There were a couple of technical glitches in the presentation, one of which was playing a simplistic animation of deploying a dust-free landing pad beneath an initial lunar lander using telerobots. You can view the animation here. Hat tip to Doug Plata and the Space Development Network for the source material used in the presentation. Many of the conference presentations are available on the Moon Society’s YouTube Channel.
Battelle Energy Alliance, which manages and operates the U.S. Department of Energy’s (DOE) Idaho National Laboratory, just announced a Request for Information (RFI) on a fission surface power (FSP) source. The Laboratory, in collaboration with the DOE and NASA is seeking innovative technologies and approaches for preliminary designs of a FSP to test and validate operation on the Moon.
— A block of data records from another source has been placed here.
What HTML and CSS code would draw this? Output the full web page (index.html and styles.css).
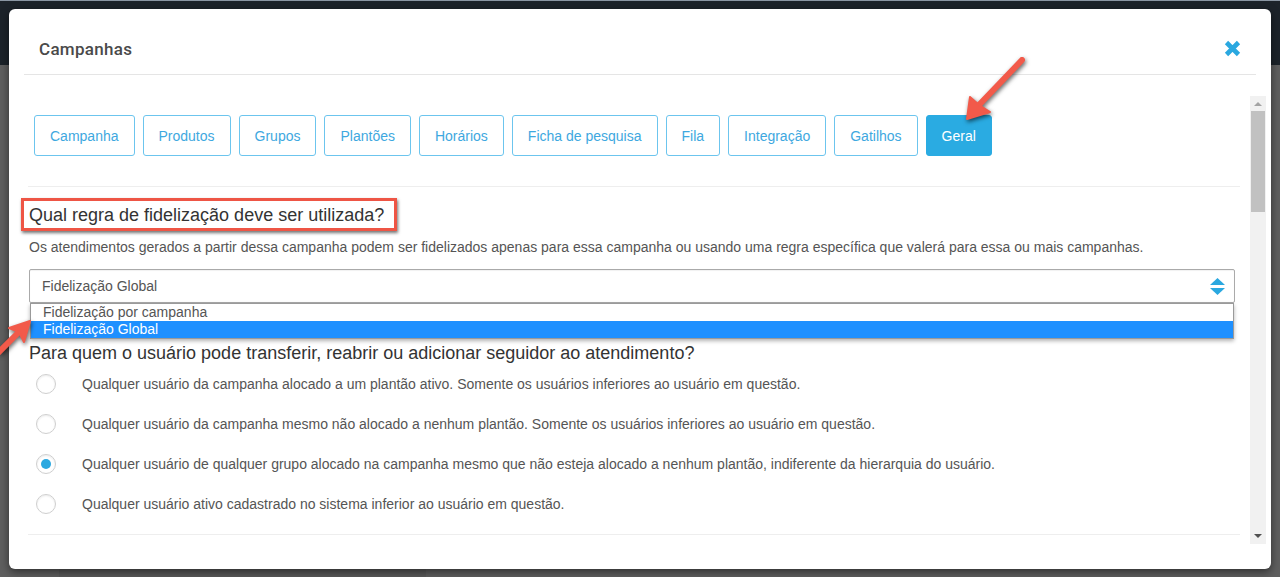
FILE: index.html
```html
<!DOCTYPE html>
<html lang="pt-BR">
<head>
    <meta charset="UTF-8">
    <meta name="viewport" content="width=device-width, initial-scale=1.0">
    <title>Campanhas</title>
    <link rel="stylesheet" href="styles.css">
</head>
<body>
    <!-- page behind the modal -->
    <div class="app">
        <div class="topbar"></div>
        <div class="backdrop">
            <div class="behind-row"></div>
        </div>
    </div>

    <div class="modal">
        <div class="modal-header">
            <h4 class="modal-title">Campanhas</h4>
            <button class="close" aria-label="Fechar">
                <svg width="17" height="17" viewBox="0 0 17 17">
                    <path d="M2.5 2.5 L14.5 14.5 M14.5 2.5 L2.5 14.5" stroke="#2aa8e0" stroke-width="4.6" fill="none"/>
                </svg>
            </button>
        </div>

        <div class="modal-body">
            <div class="scroll-content">
                <div class="tabs">
                    <button class="tab">Campanha</button>
                    <button class="tab">Produtos</button>
                    <button class="tab">Grupos</button>
                    <button class="tab">Plantões</button>
                    <button class="tab">Horários</button>
                    <button class="tab">Ficha de pesquisa</button>
                    <button class="tab">Fila</button>
                    <button class="tab">Integração</button>
                    <button class="tab">Gatilhos</button>
                    <button class="tab active">Geral</button>
                </div>

                <hr class="divider">

                <h3 class="question marked">Qual regra de fidelização deve ser utilizada?</h3>
                <p class="hint">Os atendimentos gerados a partir dessa campanha podem ser fidelizados apenas para essa campanha ou usando uma regra específica que valerá para essa ou mais campanhas.</p>

                <div class="select-wrap">
                    <div class="select">
                        <span>Fidelização Global</span>
                        <svg width="15" height="17" viewBox="0 0 15 17">
                            <polygon points="0,7 7.5,0 15,7" fill="#2aa8e0"/>
                            <polygon points="0,10 15,10 7.5,17" fill="#2aa8e0"/>
                        </svg>
                    </div>
                    <ul class="select-options">
                        <li>Fidelização por campanha</li>
                        <li class="selected">Fidelização Global</li>
                    </ul>
                </div>

                <h3 class="question second">Para quem o usuário pode transferir, reabrir ou adicionar seguidor ao atendimento?</h3>

                <div class="radio-list">
                    <label class="radio-row"><span class="radio"></span>Qualquer usuário da campanha alocado a um plantão ativo. Somente os usuários inferiores ao usuário em questão.</label>
                    <label class="radio-row"><span class="radio"></span>Qualquer usuário da campanha mesmo não alocado a nenhum plantão. Somente os usuários inferiores ao usuário em questão.</label>
                    <label class="radio-row"><span class="radio checked"></span>Qualquer usuário de qualquer grupo alocado na campanha mesmo que não esteja alocado a nenhum plantão, indiferente da hierarquia do usuário.</label>
                    <label class="radio-row"><span class="radio"></span>Qualquer usuário ativo cadastrado no sistema inferior ao usuário em questão.</label>
                </div>

                <hr class="divider bottom">
            </div>

            <div class="scrollbar">
                <div class="sb-btn up"><span class="tri-up"></span></div>
                <div class="sb-thumb"></div>
                <div class="sb-space"></div>
                <div class="sb-btn down"><span class="tri-down"></span></div>
            </div>
        </div>
    </div>

    <!-- red annotation arrows -->
    <svg class="annotations" width="1280" height="577" viewBox="0 0 1280 577">
        <g fill="#f25a4a" stroke="#f25a4a" stroke-linejoin="round">
            <line x1="1022" y1="60" x2="978" y2="106" stroke-width="6" stroke-linecap="round"/>
            <polygon points="967,119 970,97 979,105 990,112" stroke-width="2"/>
            <line x1="-6" y1="357" x2="20" y2="331" stroke-width="6" stroke-linecap="round"/>
            <polygon points="30,321 24,342 19,332 9,328" stroke-width="2"/>
        </g>
    </svg>
</body>
</html>
```

FILE: styles.css
```css
body {
    margin: 0;
    font-family: 'Liberation Sans', Arial, sans-serif;
    overflow: hidden;
    width: 1280px;
    height: 577px;
}

.app {
    height: 577px;
    display: flex;
    flex-direction: column;
}

.topbar {
    height: 67px;
    background: #1c232a;
    border-top: 1px solid #8a96a3;
}

.backdrop {
    flex: 1;
    background: #5f5f5f;
}

.behind-row {
    margin: 502px 0 0 59px;
    width: 367px;
    height: 10px;
    background: #595959;
}

/* modal */
.modal {
    position: absolute;
    top: 9px;
    left: 9px;
    width: 1262px;
    height: 560px;
    background: #fff;
    border-radius: 6px;
    box-shadow: 0 3px 9px rgba(0, 0, 0, 0.5);
}

.modal-header {
    display: flex;
    justify-content: space-between;
    align-items: center;
    margin: 0 15px;
    padding: 30px 15px 15px;
    border-bottom: 1px solid #e5e5e5;
}

.modal-title {
    margin: 0;
    font-family: Roboto, 'Open Sans', sans-serif;
    font-size: 17px;
    font-weight: 500;
    line-height: 20px;
    color: #4a4a4a;
    letter-spacing: 0.3px;
}

.close {
    border: none;
    background: none;
    padding: 0;
    width: 17px;
    height: 17px;
    margin-top: -2px;
    cursor: pointer;
}

.close svg {
    display: block;
}

.modal-body {
    display: flex;
    height: 448px;
    margin-top: 21px;
    padding: 0 5px 0 8px;
}

.scroll-content {
    flex: 1;
    overflow: hidden;
    padding: 19px 15px 0 12px;
}

/* tabs */
.tabs {
    display: flex;
    gap: 8px;
    margin-left: 5px;
}

.tab {
    height: 41px;
    padding: 0 15px;
    border: 1px solid #6cc5ee;
    border-radius: 3px;
    background: #fff;
    color: #3ea8e0;
    font-family: 'Liberation Sans', Arial, sans-serif;
    font-size: 14px;
    cursor: pointer;
}

.tab.active {
    background: #2aabe2;
    border-color: #2aabe2;
    color: #fff;
}

.divider {
    height: 0;
    border: 0;
    border-top: 1px solid #eee;
    margin: 30px -5px 0 -1px;
}

.divider.bottom {
    margin-top: 10px;
}

/* questions */
.question {
    margin: 0;
    font-size: 18px;
    font-weight: normal;
    line-height: 22px;
    color: #333;
}

.question.marked {
    width: fit-content;
    margin: 11px 0 0 -8px;
    padding: 3px 10px 2px 5px;
    border: 3px solid #ee5545;
    box-shadow: 1px 2px 3px rgba(0, 0, 0, 0.55);
}

.question.second {
    margin-top: 39px;
}

.hint {
    margin: 7px 0 0;
    font-size: 14px;
    line-height: 18px;
    color: #555;
}

/* select */
.select-wrap {
    position: relative;
    margin-top: 13px;
}

.select {
    display: flex;
    align-items: center;
    justify-content: space-between;
    box-sizing: border-box;
    height: 34px;
    padding: 0 9px 0 12px;
    border: 1px solid #aaa;
    border-radius: 2px;
    box-shadow: inset 0 1px 1px rgba(0, 0, 0, 0.06);
    font-size: 14px;
    color: #555;
}

.select svg {
    display: block;
}

.select-options {
    position: absolute;
    top: 100%;
    left: 1px;
    right: 1px;
    margin: 0;
    padding: 0;
    list-style: none;
    background: #fff;
    border: 1px solid #9a9a9a;
    box-shadow: 0 2px 4px rgba(0, 0, 0, 0.3);
    font-size: 14px;
    color: #555;
}

.select-options li {
    height: 17px;
    line-height: 17px;
    padding: 0 12px;
}

.select-options li.selected {
    background: #1e90ff;
    color: #fff;
}

/* radios */
.radio-row {
    display: flex;
    align-items: center;
    height: 40px;
    font-size: 14px;
    color: #555;
}

.radio {
    display: flex;
    align-items: center;
    justify-content: center;
    box-sizing: border-box;
    width: 20px;
    height: 20px;
    margin: 0 26px 0 7px;
    border: 1px solid #cfcfcf;
    border-radius: 50%;
    background: #fff;
    box-shadow: inset 0 1px 2px rgba(0, 0, 0, 0.08);
}

.radio.checked::after {
    content: '';
    width: 10px;
    height: 10px;
    border-radius: 50%;
    background: #2aa8e0;
}

/* fake scrollbar */
.scrollbar {
    width: 16px;
    display: flex;
    flex-direction: column;
    background: #f1f1f1;
}

.sb-btn {
    display: flex;
    align-items: center;
    justify-content: center;
}

.sb-btn.up {
    height: 15px;
}

.sb-btn.down {
    height: 17px;
}

.tri-up {
    border-left: 4px solid transparent;
    border-right: 4px solid transparent;
    border-bottom: 4px solid #a3a3a3;
}

.tri-down {
    border-left: 4px solid transparent;
    border-right: 4px solid transparent;
    border-top: 4px solid #505050;
}

.sb-thumb {
    height: 101px;
    margin: 0 1px;
    background: #c1c1c1;
}

.sb-space {
    flex: 1;
}

.annotations {
    position: absolute;
    top: 0;
    left: 0;
    pointer-events: none;
    filter: drop-shadow(1px 2px 2px rgba(0, 0, 0, 0.6));
}
```
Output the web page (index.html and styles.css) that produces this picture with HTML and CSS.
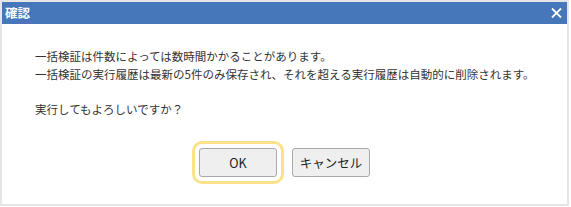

According to the RFT: “A reliable, durable energy source is a crucial element to enable the long-duration exploration of space and allow sustainable human presence in the harsh space environment.”
The operational goal is to: “Develop the FSP system with capability of operating autonomously, with the capability of autonomous or commanded on/off cycles. Develop the FSP system to be capable of surviving a single credible failure without reducing electric power capacity by more than 50%. This design objective flows from essential power needs on the Moon or Mars following a component failure. BEA [Battelle Energy Alliance] also encourages respondents to develop the FSP system for a minimum operational life of not less than 10 years at full electric power output.”
Illustration of an ice extraction concept for collection of water on the Moon. Credits: George Sowers / Colorado School of Mines
Mining the Moon changes everything. In an article in Air and Space, several prominent scientists we’ve been following discuss how in situ resource utilization (ISRU) can close the business case for companies that will build the infrastructure for a cislunar economy.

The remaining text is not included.